--- start Information supplied ---
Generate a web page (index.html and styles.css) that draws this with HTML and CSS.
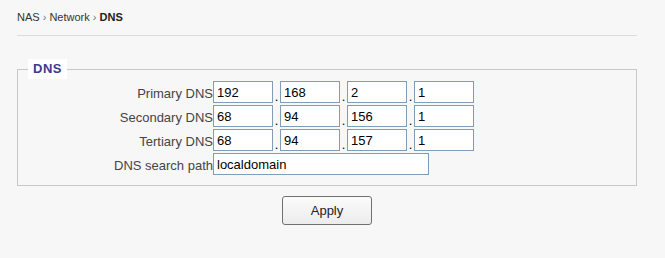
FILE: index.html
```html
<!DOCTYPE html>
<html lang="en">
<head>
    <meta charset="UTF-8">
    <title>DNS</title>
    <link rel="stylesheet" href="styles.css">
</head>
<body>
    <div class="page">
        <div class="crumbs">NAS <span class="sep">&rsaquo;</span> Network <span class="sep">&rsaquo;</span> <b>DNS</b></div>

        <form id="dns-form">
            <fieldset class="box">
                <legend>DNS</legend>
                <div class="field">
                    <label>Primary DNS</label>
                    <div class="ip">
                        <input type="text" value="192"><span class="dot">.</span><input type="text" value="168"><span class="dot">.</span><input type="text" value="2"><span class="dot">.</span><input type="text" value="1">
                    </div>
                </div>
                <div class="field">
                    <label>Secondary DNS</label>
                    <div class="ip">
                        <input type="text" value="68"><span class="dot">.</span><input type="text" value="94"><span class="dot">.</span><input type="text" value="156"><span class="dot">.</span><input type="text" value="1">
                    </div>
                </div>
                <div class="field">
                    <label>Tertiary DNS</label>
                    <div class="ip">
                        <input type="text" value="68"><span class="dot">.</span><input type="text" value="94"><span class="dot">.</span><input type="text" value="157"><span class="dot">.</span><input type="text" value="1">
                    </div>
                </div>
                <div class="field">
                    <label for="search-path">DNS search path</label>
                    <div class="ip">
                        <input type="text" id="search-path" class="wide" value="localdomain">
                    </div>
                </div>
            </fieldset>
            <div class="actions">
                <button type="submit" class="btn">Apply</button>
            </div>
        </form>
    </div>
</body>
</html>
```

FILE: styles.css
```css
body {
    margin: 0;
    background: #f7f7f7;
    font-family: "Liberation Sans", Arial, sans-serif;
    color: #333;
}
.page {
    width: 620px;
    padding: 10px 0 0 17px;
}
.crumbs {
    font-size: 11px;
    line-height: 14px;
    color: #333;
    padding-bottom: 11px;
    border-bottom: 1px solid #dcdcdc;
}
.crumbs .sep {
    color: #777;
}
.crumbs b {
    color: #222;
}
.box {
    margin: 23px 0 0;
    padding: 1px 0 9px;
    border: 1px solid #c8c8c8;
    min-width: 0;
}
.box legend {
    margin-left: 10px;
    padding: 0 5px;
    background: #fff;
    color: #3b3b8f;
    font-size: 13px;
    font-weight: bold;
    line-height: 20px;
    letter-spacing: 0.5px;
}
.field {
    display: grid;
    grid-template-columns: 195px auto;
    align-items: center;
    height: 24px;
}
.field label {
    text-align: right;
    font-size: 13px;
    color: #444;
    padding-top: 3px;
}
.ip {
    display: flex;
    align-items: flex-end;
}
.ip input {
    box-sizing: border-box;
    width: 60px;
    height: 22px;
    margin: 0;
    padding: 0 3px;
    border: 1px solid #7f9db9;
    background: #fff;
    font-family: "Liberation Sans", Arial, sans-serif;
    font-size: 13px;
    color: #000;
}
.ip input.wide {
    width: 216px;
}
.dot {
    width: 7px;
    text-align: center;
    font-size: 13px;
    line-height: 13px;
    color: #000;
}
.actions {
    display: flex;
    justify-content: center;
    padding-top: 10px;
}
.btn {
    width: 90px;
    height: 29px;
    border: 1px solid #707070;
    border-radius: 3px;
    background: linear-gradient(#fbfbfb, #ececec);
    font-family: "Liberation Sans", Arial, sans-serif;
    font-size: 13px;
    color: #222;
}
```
--- end Information supplied ---
Restate the data above exactly, stripping out each image.

__Problem solution__:
Generate a web page (index.html and styles.css) that draws this with HTML and CSS.
FILE: index.html
```html
<!DOCTYPE html>
<html lang="en">
<head>
    <meta charset="UTF-8">
    <title>DNS</title>
    <link rel="stylesheet" href="styles.css">
</head>
<body>
    <div class="page">
        <div class="crumbs">NAS <span class="sep">&rsaquo;</span> Network <span class="sep">&rsaquo;</span> <b>DNS</b></div>

        <form id="dns-form">
            <fieldset class="box">
                <legend>DNS</legend>
                <div class="field">
                    <label>Primary DNS</label>
                    <div class="ip">
                        <input type="text" value="192"><span class="dot">.</span><input type="text" value="168"><span class="dot">.</span><input type="text" value="2"><span class="dot">.</span><input type="text" value="1">
                    </div>
                </div>
                <div class="field">
                    <label>Secondary DNS</label>
                    <div class="ip">
                        <input type="text" value="68"><span class="dot">.</span><input type="text" value="94"><span class="dot">.</span><input type="text" value="156"><span class="dot">.</span><input type="text" value="1">
                    </div>
                </div>
                <div class="field">
                    <label>Tertiary DNS</label>
                    <div class="ip">
                        <input type="text" value="68"><span class="dot">.</span><input type="text" value="94"><span class="dot">.</span><input type="text" value="157"><span class="dot">.</span><input type="text" value="1">
                    </div>
                </div>
                <div class="field">
                    <label for="search-path">DNS search path</label>
                    <div class="ip">
                        <input type="text" id="search-path" class="wide" value="localdomain">
                    </div>
                </div>
            </fieldset>
            <div class="actions">
                <button type="submit" class="btn">Apply</button>
            </div>
        </form>
    </div>
</body>
</html>
```

FILE: styles.css
```css
body {
    margin: 0;
    background: #f7f7f7;
    font-family: "Liberation Sans", Arial, sans-serif;
    color: #333;
}
.page {
    width: 620px;
    padding: 10px 0 0 17px;
}
.crumbs {
    font-size: 11px;
    line-height: 14px;
    color: #333;
    padding-bottom: 11px;
    border-bottom: 1px solid #dcdcdc;
}
.crumbs .sep {
    color: #777;
}
.crumbs b {
    color: #222;
}
.box {
    margin: 23px 0 0;
    padding: 1px 0 9px;
    border: 1px solid #c8c8c8;
    min-width: 0;
}
.box legend {
    margin-left: 10px;
    padding: 0 5px;
    background: #fff;
    color: #3b3b8f;
    font-size: 13px;
    font-weight: bold;
    line-height: 20px;
    letter-spacing: 0.5px;
}
.field {
    display: grid;
    grid-template-columns: 195px auto;
    align-items: center;
    height: 24px;
}
.field label {
    text-align: right;
    font-size: 13px;
    color: #444;
    padding-top: 3px;
}
.ip {
    display: flex;
    align-items: flex-end;
}
.ip input {
    box-sizing: border-box;
    width: 60px;
    height: 22px;
    margin: 0;
    padding: 0 3px;
    border: 1px solid #7f9db9;
    background: #fff;
    font-family: "Liberation Sans", Arial, sans-serif;
    font-size: 13px;
    color: #000;
}
.ip input.wide {
    width: 216px;
}
.dot {
    width: 7px;
    text-align: center;
    font-size: 13px;
    line-height: 13px;
    color: #000;
}
.actions {
    display: flex;
    justify-content: center;
    padding-top: 10px;
}
.btn {
    width: 90px;
    height: 29px;
    border: 1px solid #707070;
    border-radius: 3px;
    background: linear-gradient(#fbfbfb, #ececec);
    font-family: "Liberation Sans", Arial, sans-serif;
    font-size: 13px;
    color: #222;
}
```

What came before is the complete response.